Given data
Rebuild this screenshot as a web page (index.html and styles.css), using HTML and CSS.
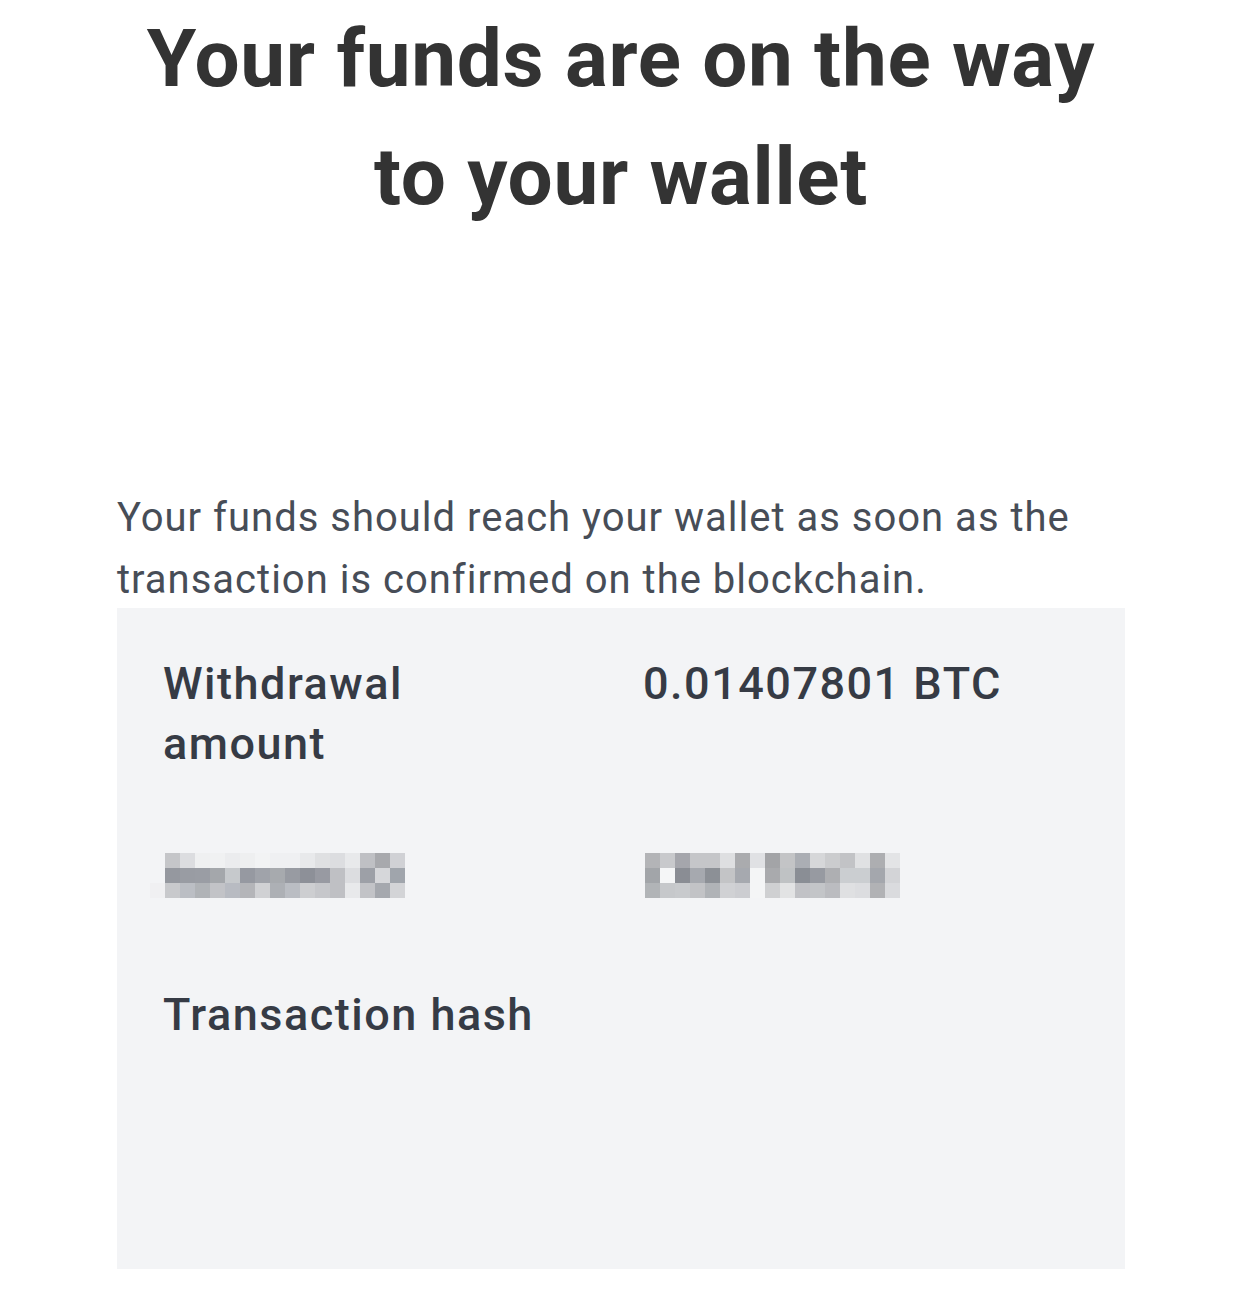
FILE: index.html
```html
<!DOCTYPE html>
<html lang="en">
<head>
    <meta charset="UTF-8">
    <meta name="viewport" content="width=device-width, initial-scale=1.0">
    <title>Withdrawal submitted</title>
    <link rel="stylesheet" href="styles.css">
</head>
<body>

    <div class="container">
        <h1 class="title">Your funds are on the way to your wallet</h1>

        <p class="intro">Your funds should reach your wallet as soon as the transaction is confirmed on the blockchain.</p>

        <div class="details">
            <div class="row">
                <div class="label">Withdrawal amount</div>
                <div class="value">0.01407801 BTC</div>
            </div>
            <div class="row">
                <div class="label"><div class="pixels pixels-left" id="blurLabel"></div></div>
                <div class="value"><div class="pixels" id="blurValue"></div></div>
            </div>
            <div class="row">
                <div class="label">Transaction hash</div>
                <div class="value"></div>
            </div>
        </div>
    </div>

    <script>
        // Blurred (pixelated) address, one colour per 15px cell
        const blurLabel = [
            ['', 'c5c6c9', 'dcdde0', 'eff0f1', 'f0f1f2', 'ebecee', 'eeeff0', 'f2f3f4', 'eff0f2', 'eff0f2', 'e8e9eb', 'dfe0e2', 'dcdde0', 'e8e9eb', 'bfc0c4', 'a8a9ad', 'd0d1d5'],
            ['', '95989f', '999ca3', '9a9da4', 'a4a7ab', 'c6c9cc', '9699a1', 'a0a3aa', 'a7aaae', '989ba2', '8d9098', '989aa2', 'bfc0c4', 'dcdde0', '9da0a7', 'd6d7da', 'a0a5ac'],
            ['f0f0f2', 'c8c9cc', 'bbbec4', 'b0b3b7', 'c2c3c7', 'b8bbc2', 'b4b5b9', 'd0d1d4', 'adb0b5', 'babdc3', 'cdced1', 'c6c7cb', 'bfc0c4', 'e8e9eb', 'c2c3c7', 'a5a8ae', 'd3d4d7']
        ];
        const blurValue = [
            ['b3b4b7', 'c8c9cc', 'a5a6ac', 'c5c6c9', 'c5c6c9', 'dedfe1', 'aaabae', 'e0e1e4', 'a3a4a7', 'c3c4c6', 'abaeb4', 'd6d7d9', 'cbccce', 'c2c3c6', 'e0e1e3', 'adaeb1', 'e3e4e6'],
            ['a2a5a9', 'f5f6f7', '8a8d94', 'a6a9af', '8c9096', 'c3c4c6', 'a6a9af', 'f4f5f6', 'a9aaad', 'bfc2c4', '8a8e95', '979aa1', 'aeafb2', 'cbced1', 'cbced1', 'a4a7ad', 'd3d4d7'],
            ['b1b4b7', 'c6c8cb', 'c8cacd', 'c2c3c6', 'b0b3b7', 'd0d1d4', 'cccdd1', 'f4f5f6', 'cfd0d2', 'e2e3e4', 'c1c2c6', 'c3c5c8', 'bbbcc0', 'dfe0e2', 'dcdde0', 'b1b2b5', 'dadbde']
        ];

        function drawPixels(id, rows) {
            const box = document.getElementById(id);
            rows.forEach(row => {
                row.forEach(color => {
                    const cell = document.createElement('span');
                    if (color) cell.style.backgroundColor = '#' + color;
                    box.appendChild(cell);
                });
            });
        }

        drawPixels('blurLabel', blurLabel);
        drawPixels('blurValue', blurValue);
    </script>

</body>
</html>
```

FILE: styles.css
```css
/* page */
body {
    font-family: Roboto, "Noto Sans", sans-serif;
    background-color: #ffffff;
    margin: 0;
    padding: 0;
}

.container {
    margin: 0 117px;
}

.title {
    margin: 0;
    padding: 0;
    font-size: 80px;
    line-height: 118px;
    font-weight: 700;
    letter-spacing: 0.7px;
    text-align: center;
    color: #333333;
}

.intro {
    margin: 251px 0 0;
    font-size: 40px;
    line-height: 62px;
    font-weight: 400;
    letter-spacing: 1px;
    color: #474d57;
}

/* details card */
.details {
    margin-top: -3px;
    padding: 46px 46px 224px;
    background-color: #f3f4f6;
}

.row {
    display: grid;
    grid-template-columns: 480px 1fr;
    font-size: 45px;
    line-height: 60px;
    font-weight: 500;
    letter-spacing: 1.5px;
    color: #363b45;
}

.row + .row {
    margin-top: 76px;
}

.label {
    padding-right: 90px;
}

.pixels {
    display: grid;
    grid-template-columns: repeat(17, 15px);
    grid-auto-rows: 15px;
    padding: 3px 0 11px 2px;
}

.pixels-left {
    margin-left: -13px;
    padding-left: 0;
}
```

To do
Repeat the material above in full and exactly, omitting the pictures.

Output below
Rebuild this screenshot as a web page (index.html and styles.css), using HTML and CSS.
FILE: index.html
```html
<!DOCTYPE html>
<html lang="en">
<head>
    <meta charset="UTF-8">
    <meta name="viewport" content="width=device-width, initial-scale=1.0">
    <title>Withdrawal submitted</title>
    <link rel="stylesheet" href="styles.css">
</head>
<body>

    <div class="container">
        <h1 class="title">Your funds are on the way to your wallet</h1>

        <p class="intro">Your funds should reach your wallet as soon as the transaction is confirmed on the blockchain.</p>

        <div class="details">
            <div class="row">
                <div class="label">Withdrawal amount</div>
                <div class="value">0.01407801 BTC</div>
            </div>
            <div class="row">
                <div class="label"><div class="pixels pixels-left" id="blurLabel"></div></div>
                <div class="value"><div class="pixels" id="blurValue"></div></div>
            </div>
            <div class="row">
                <div class="label">Transaction hash</div>
                <div class="value"></div>
            </div>
        </div>
    </div>

    <script>
        // Blurred (pixelated) address, one colour per 15px cell
        const blurLabel = [
            ['', 'c5c6c9', 'dcdde0', 'eff0f1', 'f0f1f2', 'ebecee', 'eeeff0', 'f2f3f4', 'eff0f2', 'eff0f2', 'e8e9eb', 'dfe0e2', 'dcdde0', 'e8e9eb', 'bfc0c4', 'a8a9ad', 'd0d1d5'],
            ['', '95989f', '999ca3', '9a9da4', 'a4a7ab', 'c6c9cc', '9699a1', 'a0a3aa', 'a7aaae', '989ba2', '8d9098', '989aa2', 'bfc0c4', 'dcdde0', '9da0a7', 'd6d7da', 'a0a5ac'],
            ['f0f0f2', 'c8c9cc', 'bbbec4', 'b0b3b7', 'c2c3c7', 'b8bbc2', 'b4b5b9', 'd0d1d4', 'adb0b5', 'babdc3', 'cdced1', 'c6c7cb', 'bfc0c4', 'e8e9eb', 'c2c3c7', 'a5a8ae', 'd3d4d7']
        ];
        const blurValue = [
            ['b3b4b7', 'c8c9cc', 'a5a6ac', 'c5c6c9', 'c5c6c9', 'dedfe1', 'aaabae', 'e0e1e4', 'a3a4a7', 'c3c4c6', 'abaeb4', 'd6d7d9', 'cbccce', 'c2c3c6', 'e0e1e3', 'adaeb1', 'e3e4e6'],
            ['a2a5a9', 'f5f6f7', '8a8d94', 'a6a9af', '8c9096', 'c3c4c6', 'a6a9af', 'f4f5f6', 'a9aaad', 'bfc2c4', '8a8e95', '979aa1', 'aeafb2', 'cbced1', 'cbced1', 'a4a7ad', 'd3d4d7'],
            ['b1b4b7', 'c6c8cb', 'c8cacd', 'c2c3c6', 'b0b3b7', 'd0d1d4', 'cccdd1', 'f4f5f6', 'cfd0d2', 'e2e3e4', 'c1c2c6', 'c3c5c8', 'bbbcc0', 'dfe0e2', 'dcdde0', 'b1b2b5', 'dadbde']
        ];

        function drawPixels(id, rows) {
            const box = document.getElementById(id);
            rows.forEach(row => {
                row.forEach(color => {
                    const cell = document.createElement('span');
                    if (color) cell.style.backgroundColor = '#' + color;
                    box.appendChild(cell);
                });
            });
        }

        drawPixels('blurLabel', blurLabel);
        drawPixels('blurValue', blurValue);
    </script>

</body>
</html>
```

FILE: styles.css
```css
/* page */
body {
    font-family: Roboto, "Noto Sans", sans-serif;
    background-color: #ffffff;
    margin: 0;
    padding: 0;
}

.container {
    margin: 0 117px;
}

.title {
    margin: 0;
    padding: 0;
    font-size: 80px;
    line-height: 118px;
    font-weight: 700;
    letter-spacing: 0.7px;
    text-align: center;
    color: #333333;
}

.intro {
    margin: 251px 0 0;
    font-size: 40px;
    line-height: 62px;
    font-weight: 400;
    letter-spacing: 1px;
    color: #474d57;
}

/* details card */
.details {
    margin-top: -3px;
    padding: 46px 46px 224px;
    background-color: #f3f4f6;
}

.row {
    display: grid;
    grid-template-columns: 480px 1fr;
    font-size: 45px;
    line-height: 60px;
    font-weight: 500;
    letter-spacing: 1.5px;
    color: #363b45;
}

.row + .row {
    margin-top: 76px;
}

.label {
    padding-right: 90px;
}

.pixels {
    display: grid;
    grid-template-columns: repeat(17, 15px);
    grid-auto-rows: 15px;
    padding: 3px 0 11px 2px;
}

.pixels-left {
    margin-left: -13px;
    padding-left: 0;
}
```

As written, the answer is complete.